Graduate courses are not open to UCEAP undergraduates.

Note: Some courses will require you to have the necessary prerequisites before enrolling.

Catalogs and resources

Academic culture

To help you acclimate to campus life and culture, here are key differences between UC and New Zealand academic culture:

  • The New Zealand semester is longer and has a slower pace than the UC semester or quarter.
  • Students address local lecturers and tutors by their first name.
  • Similar to UC, the main forms of teaching are lectures (50-500+ students), tutorials (10-25 students), seminars (30+ students; half lecture, half tutorial), and labs/practicals.
  • All lectures are recorded—avoid waiting until the last minute to watch them.
  • In New Zealand, students are expected to be independent and show initiative. Instructors won't chase you down if you miss classes or assignments.
  • Assignments tend to require significant research and critical analysis.
  • You’ll need to use New Zealand English for assignments.
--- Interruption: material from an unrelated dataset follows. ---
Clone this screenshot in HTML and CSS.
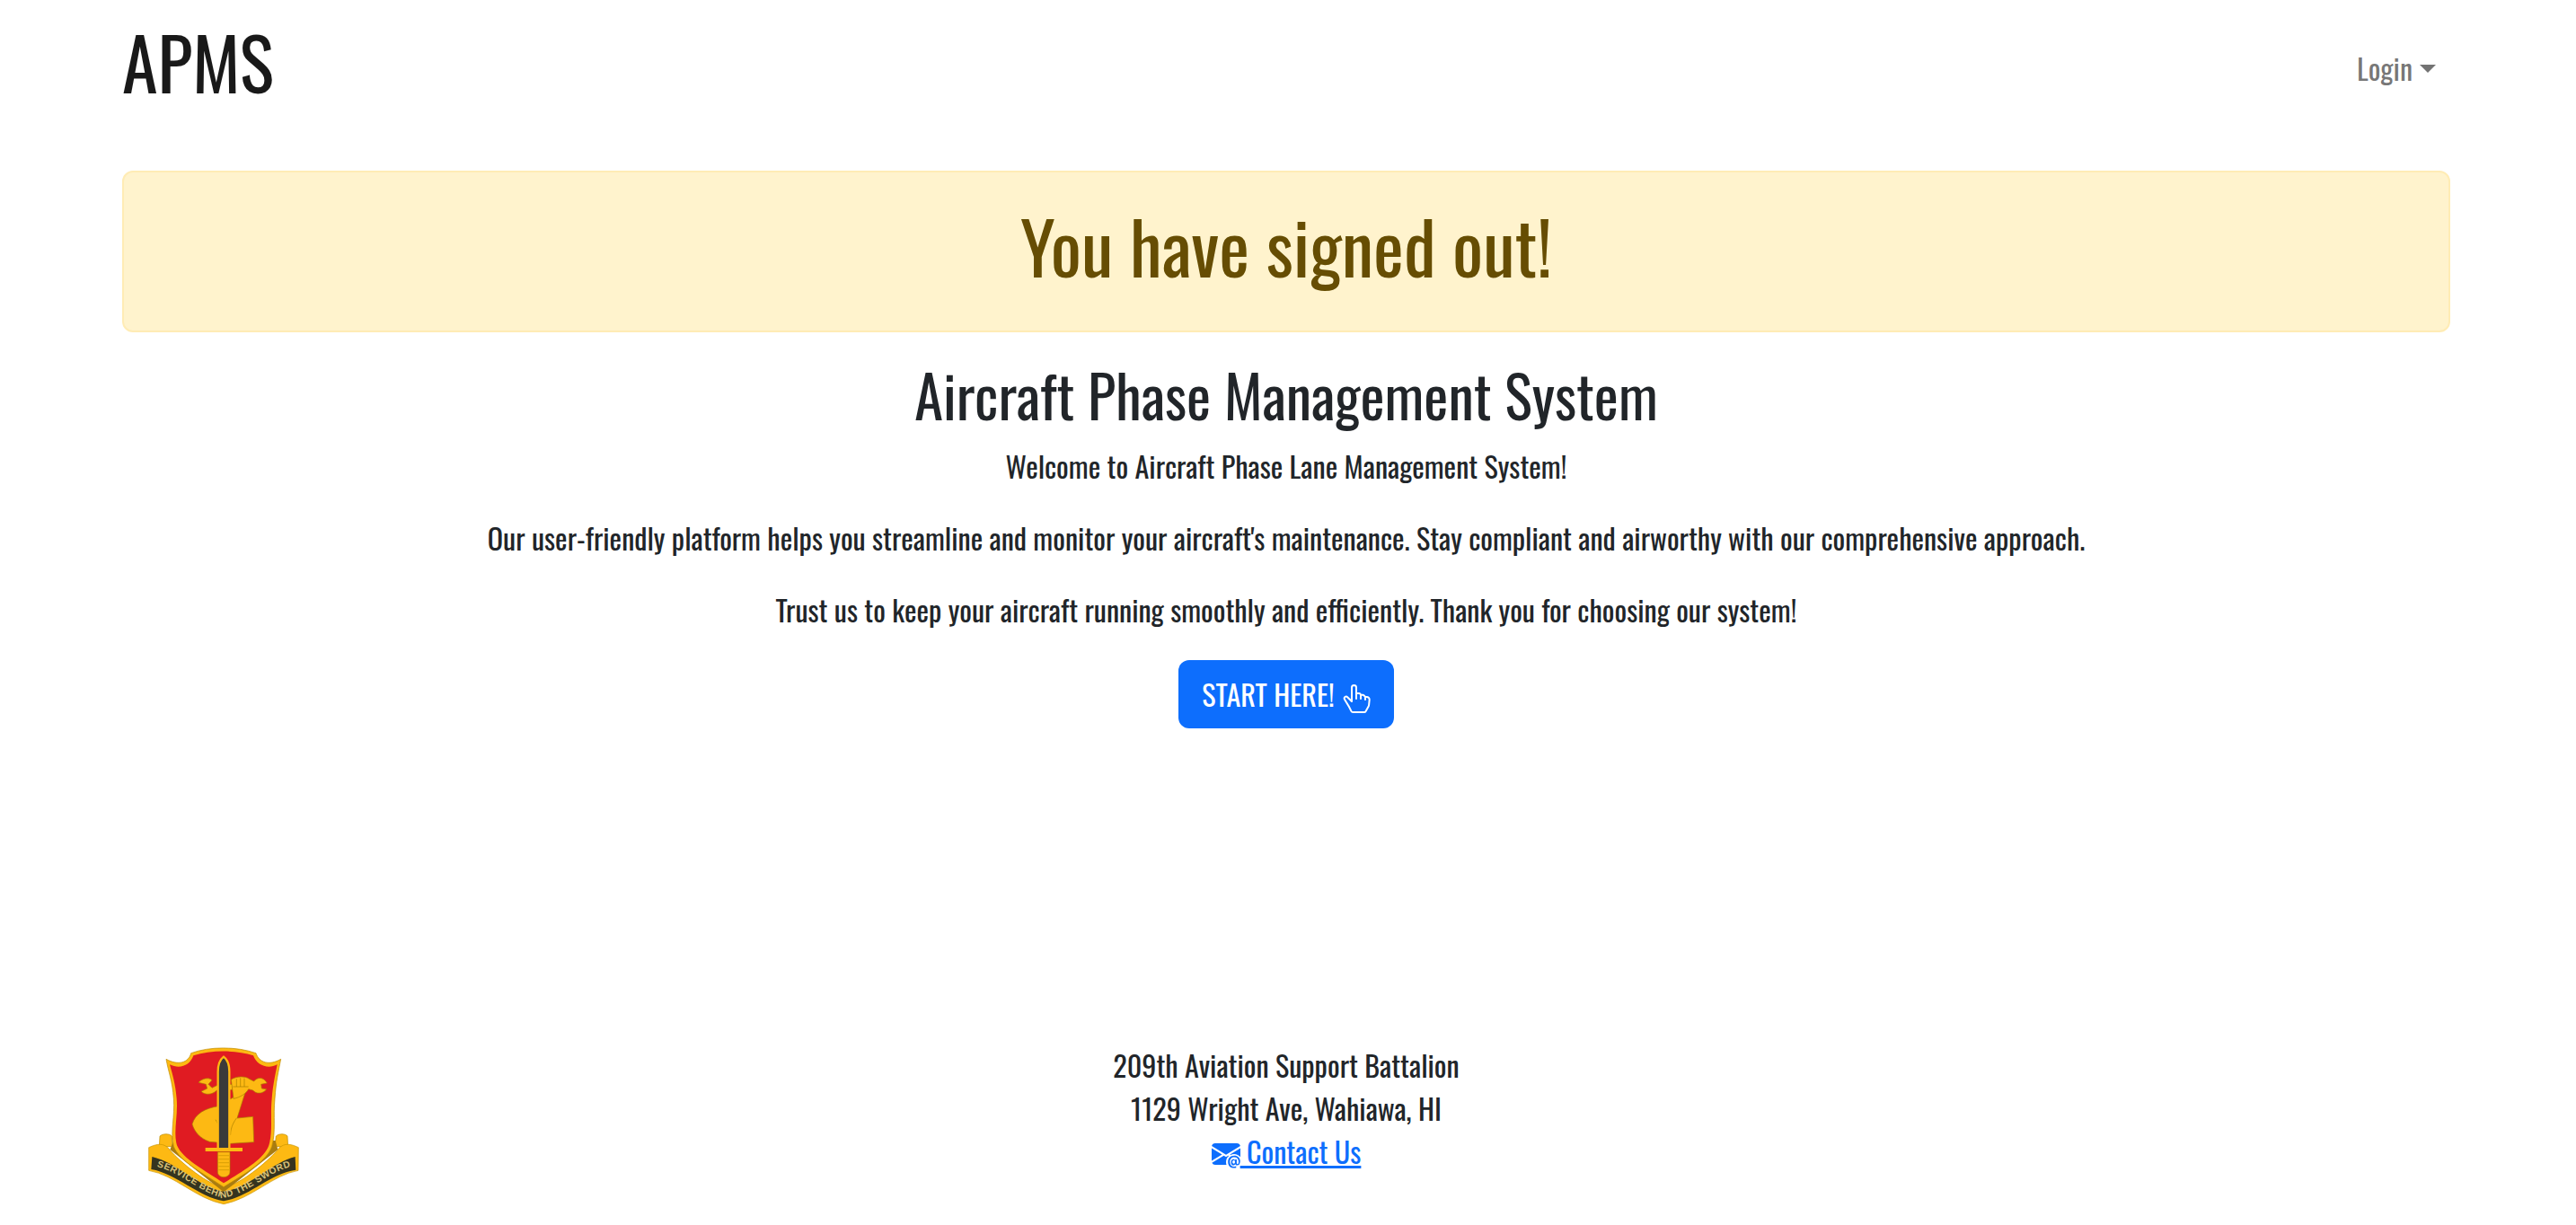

You will earn direct UC credit and grades for all coursework. New Zealand university grades are criterion-referenced rather than norm-referenced (curved). This means that your performance on an assignment will be prepared to a predefined standard, not to the performance of your classmates. Your lecturer will advise you of this standard via grading rubric.

Grades for the fall semester are typically available in February. Grades for the spring semester are typically available in August. Requests for early grades cannot be accommodated.